Task to carry out:
The listing below must be repeated word for word, with its images excluded.

-- start --

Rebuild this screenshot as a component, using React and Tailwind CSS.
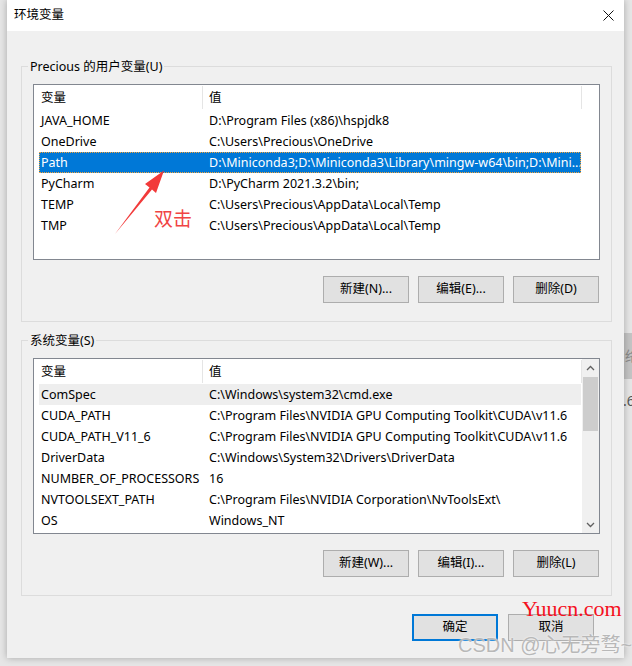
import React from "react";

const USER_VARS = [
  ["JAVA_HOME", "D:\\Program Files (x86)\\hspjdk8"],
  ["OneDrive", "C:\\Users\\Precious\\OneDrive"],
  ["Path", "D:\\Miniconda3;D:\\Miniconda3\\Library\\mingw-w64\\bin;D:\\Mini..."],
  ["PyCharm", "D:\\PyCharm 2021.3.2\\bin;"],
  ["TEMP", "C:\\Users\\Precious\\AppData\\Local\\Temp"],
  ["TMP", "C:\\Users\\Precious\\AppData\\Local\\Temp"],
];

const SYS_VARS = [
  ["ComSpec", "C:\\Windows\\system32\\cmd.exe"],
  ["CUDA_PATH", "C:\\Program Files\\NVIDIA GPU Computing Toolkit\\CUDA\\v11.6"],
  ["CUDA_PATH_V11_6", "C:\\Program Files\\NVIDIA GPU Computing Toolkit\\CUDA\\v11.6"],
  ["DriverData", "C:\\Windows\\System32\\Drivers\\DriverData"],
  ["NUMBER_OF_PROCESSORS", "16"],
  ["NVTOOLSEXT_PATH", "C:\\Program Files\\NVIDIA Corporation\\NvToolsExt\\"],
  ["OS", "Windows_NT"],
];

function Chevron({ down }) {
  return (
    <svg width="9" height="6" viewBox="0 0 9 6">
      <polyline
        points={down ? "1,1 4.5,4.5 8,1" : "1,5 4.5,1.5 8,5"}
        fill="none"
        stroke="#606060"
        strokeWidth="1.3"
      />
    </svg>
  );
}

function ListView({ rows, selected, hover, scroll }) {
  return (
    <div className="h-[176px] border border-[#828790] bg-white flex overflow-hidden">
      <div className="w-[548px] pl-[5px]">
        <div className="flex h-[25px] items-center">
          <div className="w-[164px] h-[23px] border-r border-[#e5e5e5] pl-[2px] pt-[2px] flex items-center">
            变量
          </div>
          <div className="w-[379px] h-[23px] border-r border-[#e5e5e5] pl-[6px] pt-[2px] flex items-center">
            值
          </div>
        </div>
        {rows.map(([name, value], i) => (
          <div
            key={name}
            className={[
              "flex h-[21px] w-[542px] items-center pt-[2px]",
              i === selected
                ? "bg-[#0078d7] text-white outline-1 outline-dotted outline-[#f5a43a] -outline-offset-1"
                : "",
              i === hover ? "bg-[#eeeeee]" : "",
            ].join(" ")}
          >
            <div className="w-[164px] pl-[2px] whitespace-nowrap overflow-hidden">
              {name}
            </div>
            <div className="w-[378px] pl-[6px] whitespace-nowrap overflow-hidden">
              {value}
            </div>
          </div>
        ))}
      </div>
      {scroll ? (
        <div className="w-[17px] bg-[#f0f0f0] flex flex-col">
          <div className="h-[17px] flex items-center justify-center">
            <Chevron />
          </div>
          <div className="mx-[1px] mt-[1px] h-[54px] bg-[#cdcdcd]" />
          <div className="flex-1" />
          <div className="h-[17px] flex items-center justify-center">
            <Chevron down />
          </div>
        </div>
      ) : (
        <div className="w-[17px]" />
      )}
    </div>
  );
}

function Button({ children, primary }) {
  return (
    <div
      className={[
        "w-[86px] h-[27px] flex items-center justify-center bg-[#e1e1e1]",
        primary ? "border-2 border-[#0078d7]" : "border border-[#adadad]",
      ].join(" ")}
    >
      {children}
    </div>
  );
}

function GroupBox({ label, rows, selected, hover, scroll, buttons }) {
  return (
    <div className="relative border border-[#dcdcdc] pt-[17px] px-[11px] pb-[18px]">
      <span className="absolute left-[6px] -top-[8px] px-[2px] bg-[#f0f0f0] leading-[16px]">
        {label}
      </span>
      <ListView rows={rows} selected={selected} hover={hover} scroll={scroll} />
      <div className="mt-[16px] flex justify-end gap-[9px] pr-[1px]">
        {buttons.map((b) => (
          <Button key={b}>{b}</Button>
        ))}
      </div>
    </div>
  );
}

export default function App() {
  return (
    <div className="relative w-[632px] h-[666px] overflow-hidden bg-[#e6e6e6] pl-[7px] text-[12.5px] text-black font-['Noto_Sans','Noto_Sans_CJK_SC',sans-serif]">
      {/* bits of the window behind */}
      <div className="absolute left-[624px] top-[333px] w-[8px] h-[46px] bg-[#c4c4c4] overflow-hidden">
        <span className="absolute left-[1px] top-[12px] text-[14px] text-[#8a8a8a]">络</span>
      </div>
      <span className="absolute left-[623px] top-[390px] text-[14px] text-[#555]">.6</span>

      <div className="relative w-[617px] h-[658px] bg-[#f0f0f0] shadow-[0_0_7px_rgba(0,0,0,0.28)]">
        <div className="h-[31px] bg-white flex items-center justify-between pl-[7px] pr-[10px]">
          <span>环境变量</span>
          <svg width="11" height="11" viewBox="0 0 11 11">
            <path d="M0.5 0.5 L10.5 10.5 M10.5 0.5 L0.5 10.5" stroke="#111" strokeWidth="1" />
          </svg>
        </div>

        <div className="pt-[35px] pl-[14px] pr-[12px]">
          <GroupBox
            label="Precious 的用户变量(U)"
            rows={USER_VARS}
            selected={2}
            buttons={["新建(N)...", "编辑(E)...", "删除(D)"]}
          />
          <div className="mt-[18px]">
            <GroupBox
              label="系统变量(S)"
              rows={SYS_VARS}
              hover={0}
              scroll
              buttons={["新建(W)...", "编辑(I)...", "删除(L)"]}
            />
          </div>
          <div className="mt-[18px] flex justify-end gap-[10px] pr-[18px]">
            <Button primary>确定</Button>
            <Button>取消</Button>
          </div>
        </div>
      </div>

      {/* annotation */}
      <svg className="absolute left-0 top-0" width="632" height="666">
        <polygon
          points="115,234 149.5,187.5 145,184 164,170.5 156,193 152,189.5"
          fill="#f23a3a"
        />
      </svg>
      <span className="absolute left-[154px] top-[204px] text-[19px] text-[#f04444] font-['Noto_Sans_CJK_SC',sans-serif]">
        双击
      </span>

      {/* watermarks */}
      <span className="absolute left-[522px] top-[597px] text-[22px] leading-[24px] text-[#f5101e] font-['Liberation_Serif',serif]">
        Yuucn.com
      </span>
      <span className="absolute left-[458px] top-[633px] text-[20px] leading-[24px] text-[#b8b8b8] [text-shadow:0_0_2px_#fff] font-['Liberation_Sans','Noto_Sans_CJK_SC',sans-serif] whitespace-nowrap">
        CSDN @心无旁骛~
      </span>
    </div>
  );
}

-- end --

Solution for this problem:
Rebuild this screenshot as a component, using React and Tailwind CSS.
import React from "react";

const USER_VARS = [
  ["JAVA_HOME", "D:\\Program Files (x86)\\hspjdk8"],
  ["OneDrive", "C:\\Users\\Precious\\OneDrive"],
  ["Path", "D:\\Miniconda3;D:\\Miniconda3\\Library\\mingw-w64\\bin;D:\\Mini..."],
  ["PyCharm", "D:\\PyCharm 2021.3.2\\bin;"],
  ["TEMP", "C:\\Users\\Precious\\AppData\\Local\\Temp"],
  ["TMP", "C:\\Users\\Precious\\AppData\\Local\\Temp"],
];

const SYS_VARS = [
  ["ComSpec", "C:\\Windows\\system32\\cmd.exe"],
  ["CUDA_PATH", "C:\\Program Files\\NVIDIA GPU Computing Toolkit\\CUDA\\v11.6"],
  ["CUDA_PATH_V11_6", "C:\\Program Files\\NVIDIA GPU Computing Toolkit\\CUDA\\v11.6"],
  ["DriverData", "C:\\Windows\\System32\\Drivers\\DriverData"],
  ["NUMBER_OF_PROCESSORS", "16"],
  ["NVTOOLSEXT_PATH", "C:\\Program Files\\NVIDIA Corporation\\NvToolsExt\\"],
  ["OS", "Windows_NT"],
];

function Chevron({ down }) {
  return (
    <svg width="9" height="6" viewBox="0 0 9 6">
      <polyline
        points={down ? "1,1 4.5,4.5 8,1" : "1,5 4.5,1.5 8,5"}
        fill="none"
        stroke="#606060"
        strokeWidth="1.3"
      />
    </svg>
  );
}

function ListView({ rows, selected, hover, scroll }) {
  return (
    <div className="h-[176px] border border-[#828790] bg-white flex overflow-hidden">
      <div className="w-[548px] pl-[5px]">
        <div className="flex h-[25px] items-center">
          <div className="w-[164px] h-[23px] border-r border-[#e5e5e5] pl-[2px] pt-[2px] flex items-center">
            变量
          </div>
          <div className="w-[379px] h-[23px] border-r border-[#e5e5e5] pl-[6px] pt-[2px] flex items-center">
            值
          </div>
        </div>
        {rows.map(([name, value], i) => (
          <div
            key={name}
            className={[
              "flex h-[21px] w-[542px] items-center pt-[2px]",
              i === selected
                ? "bg-[#0078d7] text-white outline-1 outline-dotted outline-[#f5a43a] -outline-offset-1"
                : "",
              i === hover ? "bg-[#eeeeee]" : "",
            ].join(" ")}
          >
            <div className="w-[164px] pl-[2px] whitespace-nowrap overflow-hidden">
              {name}
            </div>
            <div className="w-[378px] pl-[6px] whitespace-nowrap overflow-hidden">
              {value}
            </div>
          </div>
        ))}
      </div>
      {scroll ? (
        <div className="w-[17px] bg-[#f0f0f0] flex flex-col">
          <div className="h-[17px] flex items-center justify-center">
            <Chevron />
          </div>
          <div className="mx-[1px] mt-[1px] h-[54px] bg-[#cdcdcd]" />
          <div className="flex-1" />
          <div className="h-[17px] flex items-center justify-center">
            <Chevron down />
          </div>
        </div>
      ) : (
        <div className="w-[17px]" />
      )}
    </div>
  );
}

function Button({ children, primary }) {
  return (
    <div
      className={[
        "w-[86px] h-[27px] flex items-center justify-center bg-[#e1e1e1]",
        primary ? "border-2 border-[#0078d7]" : "border border-[#adadad]",
      ].join(" ")}
    >
      {children}
    </div>
  );
}

function GroupBox({ label, rows, selected, hover, scroll, buttons }) {
  return (
    <div className="relative border border-[#dcdcdc] pt-[17px] px-[11px] pb-[18px]">
      <span className="absolute left-[6px] -top-[8px] px-[2px] bg-[#f0f0f0] leading-[16px]">
        {label}
      </span>
      <ListView rows={rows} selected={selected} hover={hover} scroll={scroll} />
      <div className="mt-[16px] flex justify-end gap-[9px] pr-[1px]">
        {buttons.map((b) => (
          <Button key={b}>{b}</Button>
        ))}
      </div>
    </div>
  );
}

export default function App() {
  return (
    <div className="relative w-[632px] h-[666px] overflow-hidden bg-[#e6e6e6] pl-[7px] text-[12.5px] text-black font-['Noto_Sans','Noto_Sans_CJK_SC',sans-serif]">
      {/* bits of the window behind */}
      <div className="absolute left-[624px] top-[333px] w-[8px] h-[46px] bg-[#c4c4c4] overflow-hidden">
        <span className="absolute left-[1px] top-[12px] text-[14px] text-[#8a8a8a]">络</span>
      </div>
      <span className="absolute left-[623px] top-[390px] text-[14px] text-[#555]">.6</span>

      <div className="relative w-[617px] h-[658px] bg-[#f0f0f0] shadow-[0_0_7px_rgba(0,0,0,0.28)]">
        <div className="h-[31px] bg-white flex items-center justify-between pl-[7px] pr-[10px]">
          <span>环境变量</span>
          <svg width="11" height="11" viewBox="0 0 11 11">
            <path d="M0.5 0.5 L10.5 10.5 M10.5 0.5 L0.5 10.5" stroke="#111" strokeWidth="1" />
          </svg>
        </div>

        <div className="pt-[35px] pl-[14px] pr-[12px]">
          <GroupBox
            label="Precious 的用户变量(U)"
            rows={USER_VARS}
            selected={2}
            buttons={["新建(N)...", "编辑(E)...", "删除(D)"]}
          />
          <div className="mt-[18px]">
            <GroupBox
              label="系统变量(S)"
              rows={SYS_VARS}
              hover={0}
              scroll
              buttons={["新建(W)...", "编辑(I)...", "删除(L)"]}
            />
          </div>
          <div className="mt-[18px] flex justify-end gap-[10px] pr-[18px]">
            <Button primary>确定</Button>
            <Button>取消</Button>
          </div>
        </div>
      </div>

      {/* annotation */}
      <svg className="absolute left-0 top-0" width="632" height="666">
        <polygon
          points="115,234 149.5,187.5 145,184 164,170.5 156,193 152,189.5"
          fill="#f23a3a"
        />
      </svg>
      <span className="absolute left-[154px] top-[204px] text-[19px] text-[#f04444] font-['Noto_Sans_CJK_SC',sans-serif]">
        双击
      </span>

      {/* watermarks */}
      <span className="absolute left-[522px] top-[597px] text-[22px] leading-[24px] text-[#f5101e] font-['Liberation_Serif',serif]">
        Yuucn.com
      </span>
      <span className="absolute left-[458px] top-[633px] text-[20px] leading-[24px] text-[#b8b8b8] [text-shadow:0_0_2px_#fff] font-['Liberation_Sans','Noto_Sans_CJK_SC',sans-serif] whitespace-nowrap">
        CSDN @心无旁骛~
      </span>
    </div>
  );
}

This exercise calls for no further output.